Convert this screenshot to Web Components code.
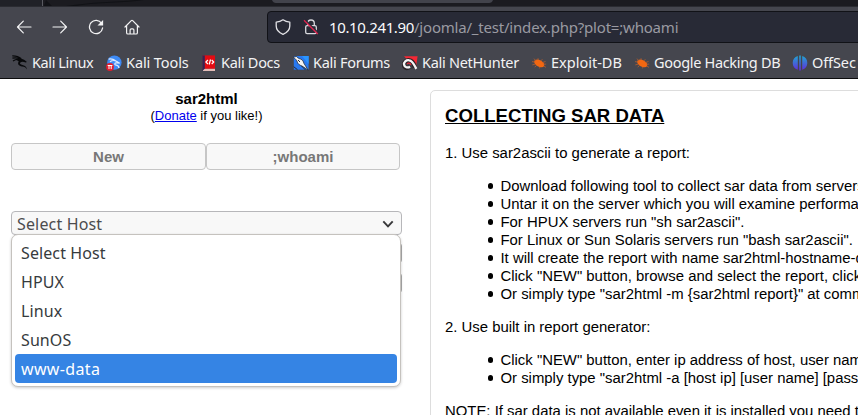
<!DOCTYPE html>
<html lang="en">
<head>
<meta charset="utf-8">
<title>sar2html</title>
<style>
html,body{margin:0;width:858px;height:415px;overflow:hidden;background:#fff}
</style>
</head>
<body>
<browser-window></browser-window>
<script>
const define=(name,html,setup)=>customElements.define(name,class extends HTMLElement{
  constructor(){
    super();
    const t=document.createElement('template');
    t.innerHTML=html;
    this.attachShadow({mode:'open'}).append(t.content.cloneNode(true));
  }
  connectedCallback(){if(setup)setup(this,this.shadowRoot)}
});

const icons={
back:['0 0 16 16','<path d="M15 8H1.7M7.3 2.2L1.5 8l5.8 5.8" fill="none" stroke="#f3f3f4" stroke-width="1.2" stroke-linecap="round" stroke-linejoin="round"/>'],
forward:['0 0 16 16','<path d="M1 8h13.3M8.7 2.2L14.5 8l-5.8 5.8" fill="none" stroke="#f3f3f4" stroke-width="1.2" stroke-linecap="round" stroke-linejoin="round"/>'],
reload:['0 0 16 16','<path d="M13.6 4.4A6.6 6.6 0 1 0 14.6 9" fill="none" stroke="#f3f3f4" stroke-width="1.3" stroke-linecap="round"/><path d="M15.1 1v5.6H9.5z" fill="#f3f3f4"/>'],
home:['0 0 16 16','<path d="M1 8L7.3 1.6q.7-.6 1.4 0L15 8M2.6 6.6v7.1q0 1.3 1.3 1.3h8.2q1.3 0 1.3-1.3V6.6M6.1 15v-4q0-1.2 1.2-1.2h1.4q1.2 0 1.2 1.2v4" fill="none" stroke="#f3f3f4" stroke-width="1.2" stroke-linecap="round" stroke-linejoin="round"/>'],
shield:['0 0 16 16','<path d="M8 .8C6 2.3 3.7 3 1.2 3.1V7c0 3.7 2.6 6.6 6.8 8.3 4.200-1.700 6.800-4.600 6.800-8.300V3.100C12.300 3 10 2.300 8 .8z" fill="none" stroke="#e2e2e6" stroke-width="1.3" stroke-linejoin="round"/>'],
lock:['0 0 16 16','<path d="M4.700 6.500V4.300a3.300 3.300 0 0 1 6.600 0v2.200" fill="none" stroke="#d8d8dd" stroke-width="1.300"/><rect x="2.700" y="6.600" width="10.600" height="8" rx="1.400" fill="none" stroke="#d8d8dd" stroke-width="1.300"/><path d="M1.900.5l13.300 13.300" stroke="#282a36" stroke-width="1.500"/><path d="M1 1.200L14.800 15" stroke="#e0224e" stroke-width="1.300"/>'],
dragon:['0 0 16 16','<path d="M.3.800C4 .7 6.600 1.400 9.200 3.800M.4 3.200C3.700 2.400 6.800 2.900 9.700 5M1 5.900C3.500 4.200 6.700 4 9 5" fill="none" stroke="#08090b" stroke-width="1.200"/><path d="M4 4.600c3-1.500 7-1.200 9.100 1l1.800 1.500-1.300.5c-1.500-.5-3.500-1.500-5.200-.2-1.200 1 .2 2.100 2.100 2.500 3.200.6 4.300 2.200 4.400 4.700-1-2.100-2.300-2.800-4.900-3.100-3.200-.4-5-2.700-3.200-5z" fill="#08090b"/>'],
tools:['0 0 16 16','<circle cx="8.400" cy="7.600" r="7.200" fill="#3d8af5"/><path d="M2.600 4.200c3-.8 5 .1 7 1.600M4 6.800c2-1.600 5.400-1.800 7.700.2l2 1.200-2.300-.2c-2.800-.8-3.700 1.700-1 2.200 1.900.4 2.500 1.500 2.600 2.900" fill="none" stroke="#dceaff" stroke-width="1.200"/><circle cx="4" cy="12" r="3.900" fill="#e11d2e"/><path d="M1.700 10.500h4.700M3 10.500v3.600M5.200 10.500v3.600" stroke="#fff" stroke-width="1"/>'],
docs:['0 0 16 16','<path d="M2 13.400h12V16H2z" fill="#e3bcb7"/><path d="M1.800.4H14v13.300H1.800z" fill="#e40b12"/><path d="M1.500.4h2.300v13.300l-2.300 2z" fill="#352455"/><path d="M6.900 5L4.900 7l2 2M10.700 5l2 2-2 2M9.500 4.500l-1.300 5" fill="none" stroke="#fff" stroke-width="1.200"/>'],
forums:['0 0 16 16','<path d="M.8 1h14.800v13.700H.8z" fill="#2878f0"/><path d="M9 1h6.600v8z" fill="#2995ff"/><path d="M.2 2.200l3.200-.7c1.200 1.400 2.600 2.100 4.300 2.600 2 .8 2.800 2.500 3.200 4.200l4.300 6.800-6.500-4.300c-2.100-.6-3.300-1.400-4.300-3.500-.5-2-1.900-3.600-4.200-5.100z" fill="#f4f4f4" stroke="#272d37" stroke-width=".8"/><path d="M5 5l2 2M.7 11.700l3.800 3M8.500 11l4 4" stroke="#252a33" stroke-width="1"/>'],
hunter:['0 0 16 16','<path d="M2 1.200h13.600L13.800 13.500z" fill="#f52835"/><path d="M12.900 12.600C11.500 5.500 6 3.300 3 7c-2.600 3.500.2 7.500 4.200 5.200" fill="none" stroke="#2a2226" stroke-width="4.400"/><path d="M5.500 8.500L9 10l2 4H5z" fill="#3a3b42"/><path d="M14.300 13.800C12.500 10.800 11 5.800 7.300 5.300 4 4.700 1.600 7.200 2.100 9.700c.5 2.700 3.200 3.400 6 2" fill="none" stroke="#f4f4f5" stroke-width="2.300"/><path d="M5 9q2-2 4 .8" fill="none" stroke="#e42635" stroke-width="1.200"/>'],
bug:['0 0 16 16','<ellipse cx="8.200" cy="8.300" rx="5.500" ry="3.300" transform="rotate(28 8.200 8.300)" fill="#f26711"/><path d="M5 6L3 3.600M7.200 5L7 3.200M9.800 5.900l1.600-1.700M4.200 7.200L1 6.600M4 9.200L1.300 9.900M5.500 10.500l-1.800 1.600M9 12l-.6 1.400M11.600 7.500l2.900-1M12.500 9.200l2.700-.1M12.800 11l2.200 1.400" stroke="#b85d2c" stroke-width=".8"/>'],
offsec:['0 0 16 16','<defs><linearGradient id="g" x2="0" y2="1"><stop stop-color="#20a6d2"/><stop offset="1" stop-color="#632bdc"/></linearGradient></defs><path d="M5.800 1v13.700C2.500 13.900.7 11.200.7 7.900S2.500 1.900 5.800 1zM7.200.6h1.600v15H7.200zM10.200 1c3.300.9 5.100 3.600 5.100 6.900s-1.800 6-5.100 6.800z" fill="url(#g)"/>'],
chevron:['0 0 12 8','<path d="M1.300 1.300L6 6.300l4.700-5" fill="none" stroke="#38383a" stroke-width="1.900"/>']
};
define('ui-icon','<style>:host{display:block;width:16px;height:16px;flex:none}svg{display:block;width:100%;height:100%}</style><svg aria-hidden="true"></svg>',(el,r)=>{
  const [box,paths]=icons[el.getAttribute('name')],svg=r.querySelector('svg');
  svg.setAttribute('viewBox',box);svg.innerHTML=paths;
});

define('tab-strip',`<style>:host{display:block;height:7px;flex:none;background:#1b1b20;border-bottom:1px solid #2a2b31;box-sizing:border-box;overflow:hidden}
svg{display:block}</style><svg width="858" height="6"><path d="M0 0h42v6H0z" fill="#202127"/><path d="M42.500 0v6" stroke="#595a61"/><path d="M46 0l6 6h-8zM76 6C96 2 125 3 144 0h-8C115 2 92 2 66 6z" fill="#111216"/><path d="M272 0h221q-1 3-4 3H276q-3 0-4-3z" fill="#42434b"/></svg>`);

define('address-bar',`<style>:host{display:flex;align-items:center;box-sizing:border-box;height:32px;width:620px;flex:none;background:#282a36;border:1px solid #111217;border-radius:4px;padding-left:7px;font:15px/20px "Noto Sans",sans-serif;color:#9a9aa2;white-space:pre}
ui-icon+ui-icon{margin-left:12px}span{margin-left:10px;letter-spacing:-.2px}b{font-weight:400;color:#fbfbfe;letter-spacing:-.36px}</style>
<ui-icon name="shield"></ui-icon><ui-icon name="lock"></ui-icon><span><b>10.10.241.90</b>/joomla/_test/index.php?plot=;whoami</span>`);

define('nav-bar',`<style>:host{display:flex;align-items:center;height:40px;flex:none;padding-left:16px;overflow:hidden}
ui-icon{margin-right:20px}address-bar{margin-left:107px}</style>
<ui-icon name="back"></ui-icon><ui-icon name="forward"></ui-icon><ui-icon name="reload"></ui-icon><ui-icon name="home"></ui-icon><address-bar></address-bar>`);

define('book-mark',`<style>:host{display:flex;align-items:center;flex:none;gap:4px;font:14.500px/20px "Noto Sans",sans-serif;color:#f3f3f4;white-space:nowrap}span{padding-bottom:1px}</style><slot name="icon"></slot><span><slot></slot></span>`,el=>{
  el.style.width=el.getAttribute('width')+'px';
  el.style.letterSpacing=el.getAttribute('tracking')+'px';
});
define('bookmark-bar',`<style>:host{display:flex;align-items:center;height:31px;flex:none;padding-left:12px;overflow:hidden}</style>
<book-mark width="94" tracking="-.4"><ui-icon slot="icon" name="dragon"></ui-icon>Kali Linux</book-mark><book-mark width="95" tracking="-.1"><ui-icon slot="icon" name="tools"></ui-icon>Kali Tools</book-mark><book-mark width="92" tracking="-.3"><ui-icon slot="icon" name="docs"></ui-icon>Kali Docs</book-mark><book-mark width="109" tracking="-.28"><ui-icon slot="icon" name="forums"></ui-icon>Kali Forums</book-mark><book-mark width="129" tracking="-.28"><ui-icon slot="icon" name="hunter"></ui-icon>Kali NetHunter</book-mark><book-mark width="103" tracking="0"><ui-icon slot="icon" name="bug"></ui-icon>Exploit-DB</book-mark><book-mark width="158" tracking="-.32"><ui-icon slot="icon" name="bug"></ui-icon>Google Hacking DB</book-mark><book-mark width="80" tracking="-.1"><ui-icon slot="icon" name="offsec"></ui-icon>OffSec</book-mark>`);

define('tab-button',`<style>:host{display:block;box-sizing:border-box;height:27px;border:1px solid #c6c6c6;border-radius:4px;background:#f8f8f8;color:#777;font:bold 15px/26px "Liberation Sans",sans-serif;text-align:center}</style><slot></slot>`);
define('list-option',`<style>:host{display:block;height:29px;padding-left:6px;border-radius:4px;font:16px/30px "Noto Sans",sans-serif;letter-spacing:.1px;color:#363b3d}:host([selected]){background:#3584e4;color:#fff;letter-spacing:.35px}</style><slot></slot>`);
define('host-select',`<style>:host{display:block;position:relative;width:391px;margin-top:41px}
.field{display:flex;align-items:center;justify-content:space-between;box-sizing:border-box;height:24px;padding:2px 7px 0 5px;border:1px solid #b7b7ba;border-radius:4px;background:#f8f8f8;color:#4c4c4e;font:16px/24px "Noto Sans",sans-serif;letter-spacing:.15px}
.field ui-icon{width:12px;height:8px}
.rest{height:18px;margin-top:8px;border:1px solid #aaa;border-radius:3px}.rest+.rest{margin-top:10px}
.menu{position:absolute;left:0;top:23px;width:388px;box-sizing:content-box;border:1px solid #c5c2be;border-radius:7px;background:#fff;box-shadow:0 1px 3px #0003;height:151px}
.items{padding:3px}</style>
<div class="field"><span>Select Host</span><ui-icon name="chevron"></ui-icon></div><div class="rest"></div><div class="rest"></div>
<div class="menu"><div class="items"><list-option>Select Host</list-option><list-option>HPUX</list-option><list-option>Linux</list-option><list-option>SunOS</list-option><list-option selected>www-data</list-option></div></div>`);
define('side-panel',`<style>:host{display:block;width:391px;flex:none;padding:11px 0 0 11px;color:#000;font-family:"Liberation Sans",sans-serif}
h1{margin:0;font-size:15px;line-height:18px;text-align:center}p{margin:0;text-align:center;font-size:13px;line-height:15px}a{color:#0000ee}
.tabs{display:grid;grid-template-columns:195px 194px;margin-top:20px}</style>
<h1>sar2html</h1><p>(<a href="#">Donate</a> if you like!)</p><div class="tabs"><tab-button>New</tab-button><tab-button>;whoami</tab-button></div><host-select></host-select>`);
define('help-panel',`<style>:host{display:block;box-sizing:border-box;width:700px;flex:none;height:500px;margin:11px 0 0 28px;padding:15px 14px;border:1px solid #ddd;border-radius:5px;color:#000;font:14.900px/18px "Liberation Sans",sans-serif;white-space:nowrap}
h2{margin:0;font-size:18.600px;line-height:20px}p{margin:18px 0 15px}ul{margin:0;padding-left:55.500px;list-style:none}ul+p{margin-top:15px}
li::before{content:"";display:inline-block;width:5.600px;height:5.600px;border-radius:50%;background:#000;margin:0 7.200px 0 -12.800px;vertical-align:2px}</style>
<h2><u>COLLECTING SAR DATA</u></h2><p>1. Use sar2ascii to generate a report:</p>
<ul><li>Download following tool to collect sar data from servers</li><li>Untar it on the server which you will examine performa</li><li>For HPUX servers run "sh sar2ascii".</li><li>For Linux or Sun Solaris servers run "bash sar2ascii".</li><li>It will create the report with name sar2html-hostname-d</li><li>Click "NEW" button, browse and select the report, click</li><li>Or simply type "sar2html -m {sar2html report}" at comm</li></ul>
<p>2. Use built in report generator:</p><ul><li>Click "NEW" button, enter ip address of host, user nam</li><li>Or simply type "sar2html -a [host ip] [user name] [pass</li></ul><p>NOTE: If sar data is not available even it is installed you need t</p>`);
define('browser-window',`<style>:host{display:flex;flex-direction:column;width:858px;height:415px;overflow:hidden}
header{flex:none;background:#45464e;border-bottom:1px solid #0c0c0d;height:78px}main{display:flex;flex:1;min-height:0;overflow:hidden;background:#fff}</style>
<header><tab-strip></tab-strip><nav-bar></nav-bar><bookmark-bar></bookmark-bar></header><main><side-panel></side-panel><help-panel></help-panel></main>`);
</script>
</body>
</html>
· · ·
Written exercise:
Which lines in the data above contain "this"? Show each one.

Reply to the task:
Convert this screenshot to Web Components code.
    this.attachShadow({mode:'open'}).append(t.content.cloneNode(true));
  connectedCallback(){if(setup)setup(this,this.shadowRoot)}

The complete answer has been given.